— start of RECORDS FOR THE TASK —
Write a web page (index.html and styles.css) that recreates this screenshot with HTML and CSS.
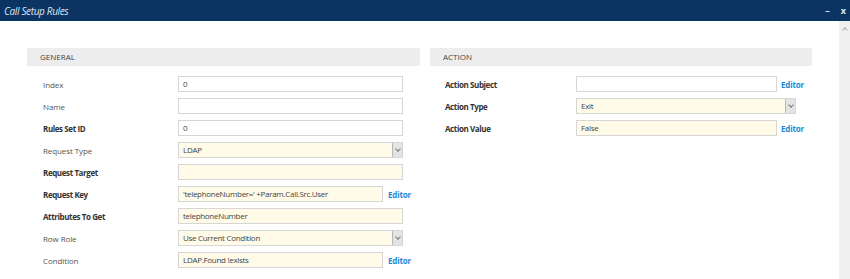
FILE: index.html
```html
<!DOCTYPE html>
<html lang="en">
<head>
  <meta charset="UTF-8" />
  <title>Call Setup Rules</title>
  <link rel="stylesheet" href="styles.css">
</head>
<body>
  <!-- Window title bar -->
  <div class="titlebar">
    <span class="title">Call Setup Rules</span>
    <span class="win-btn">&ndash;</span>
    <span class="win-btn close">x</span>
  </div>

  <div class="content">
    <div class="main">
      <!-- General section -->
      <div class="panel general">
        <div class="panel-head">GENERAL</div>
        <div class="rows">
          <div class="row"><span class="label">Index</span><div class="field">0</div></div>
          <div class="row"><span class="label">Name</span><div class="field"></div></div>
          <div class="row"><span class="label strong">Rules Set ID</span><div class="field">0</div></div>
          <div class="row"><span class="label">Request Type</span><div class="field select changed">LDAP<span class="arrow"></span></div></div>
          <div class="row"><span class="label strong">Request Target</span><div class="field changed"></div></div>
          <div class="row"><span class="label strong">Request Key</span><div class="field short changed">'telephoneNumber=' +Param.Call.Src.User</div><a class="editor">Editor</a></div>
          <div class="row"><span class="label strong">Attributes To Get</span><div class="field changed">telephoneNumber</div></div>
          <div class="row"><span class="label">Row Role</span><div class="field select changed">Use Current Condition<span class="arrow"></span></div></div>
          <div class="row"><span class="label">Condition</span><div class="field short changed">LDAP.Found !exists</div><a class="editor">Editor</a></div>
        </div>
      </div>

      <!-- Action section -->
      <div class="panel action">
        <div class="panel-head">ACTION</div>
        <div class="rows">
          <div class="row"><span class="label strong">Action Subject</span><div class="field short"></div><a class="editor">Editor</a></div>
          <div class="row"><span class="label strong">Action Type</span><div class="field select changed">Exit<span class="arrow"></span></div></div>
          <div class="row"><span class="label strong">Action Value</span><div class="field short changed">False</div><a class="editor">Editor</a></div>
        </div>
      </div>
    </div>

    <!-- Vertical scrollbar -->
    <div class="scrollbar"><span class="up"></span></div>
  </div>
</body>
</html>
```

FILE: styles.css
```css
html, body {
  margin: 0;
  padding: 0;
  height: 100%;
  overflow: hidden;
  background: #fff;
  font-family: "Open Sans", Arial, sans-serif;
  color: #444;
}
/* Dark navy title bar */
.titlebar {
  height: 21px;
  background: #0b3462;
  display: flex;
  align-items: center;
  padding: 0 4px 0 4px;
  color: #dbe6f3;
}
.title {
  flex: 1;
  font-style: italic;
  font-size: 10px;
  letter-spacing: -0.35px;
}
.win-btn {
  font-size: 9px;
  font-weight: bold;
  margin-left: 11px;
}
.content {
  display: flex;
  height: calc(100% - 21px);
}
.main {
  flex: 1;
  display: flex;
  gap: 10px;
  padding: 27px 0 0 27px;
}
.panel.general { width: 393px; }
.panel.action { width: 382px; }
.panel-head {
  height: 18px;
  line-height: 18px;
  background: #ededed;
  padding-left: 13px;
  font-size: 8px;
  color: #444;
}
.rows {
  margin-top: 7px;
  padding-left: 16px;
}
.action .rows { padding-left: 15px; }
.row {
  height: 22px;
  display: flex;
  align-items: center;
}
.label {
  width: 135px;
  font-size: 8px;
  color: #555;
  letter-spacing: -0.1px;
}
.action .label { width: 131px; }
.label.strong {
  font-weight: bold;
  color: #333;
  letter-spacing: -0.4px;
}
/* Input boxes */
.field {
  position: relative;
  box-sizing: border-box;
  width: 225px;
  height: 16px;
  line-height: 14px;
  border: 1px solid #d6d6d6;
  background: #fff;
  padding-left: 4px;
  font-size: 8px;
  letter-spacing: -0.3px;
  color: #444;
  white-space: nowrap;
}
.field.short { width: 205px; }
.action .field { width: 220px; }
.action .field.short { width: 201px; }
.field.changed { background: #fffbe8; }
/* Dropdown button */
.field .arrow {
  position: absolute;
  top: 0;
  right: 0;
  width: 9px;
  height: 14px;
  background: #e4e4e4;
  border-left: 1px solid #b8b8b8;
}
.field .arrow::after {
  content: "";
  position: absolute;
  left: 3px;
  top: 4px;
  width: 3px;
  height: 3px;
  border-right: 1px solid #777;
  border-bottom: 1px solid #777;
  transform: rotate(45deg);
}
.editor {
  margin-left: 5px;
  font-size: 8px;
  font-weight: bold;
  letter-spacing: -0.2px;
  color: #1b8ad6;
  cursor: pointer;
}
.action .editor { margin-left: 4px; }
.scrollbar {
  position: relative;
  width: 11px;
  background: #f0f0f0;
}
.scrollbar .up {
  position: absolute;
  left: 4px;
  top: 7px;
  width: 3px;
  height: 3px;
  border-left: 1px solid #b0b0b0;
  border-top: 1px solid #b0b0b0;
  transform: rotate(45deg);
}
```
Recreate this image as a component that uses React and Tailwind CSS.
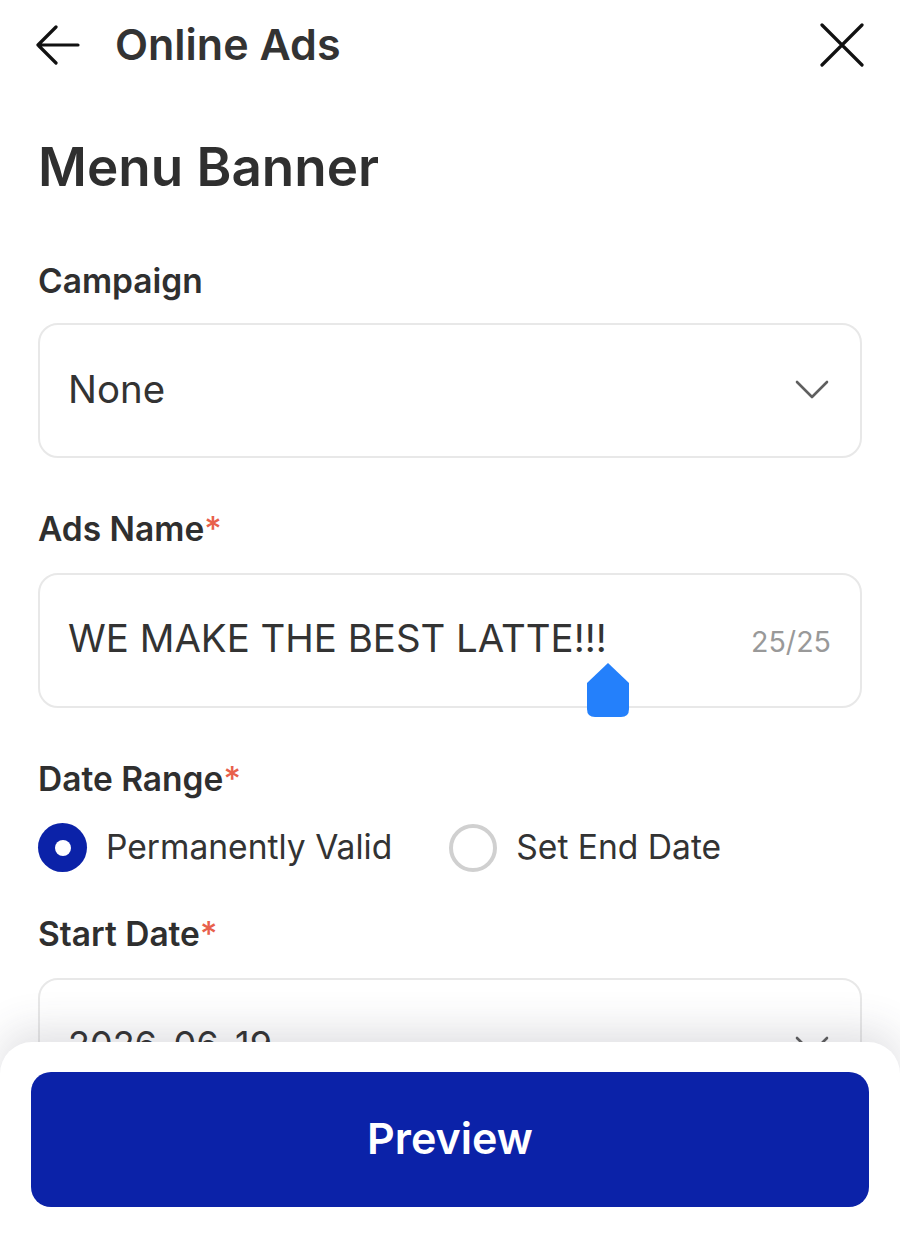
— end of RECORDS FOR THE TASK —
THE PROBLEM> Gather each line of the records holding the string "styles".

IN RESPONSE>
Write a web page (index.html and styles.css) that recreates this screenshot with HTML and CSS.
  <link rel="stylesheet" href="styles.css">
FILE: styles.css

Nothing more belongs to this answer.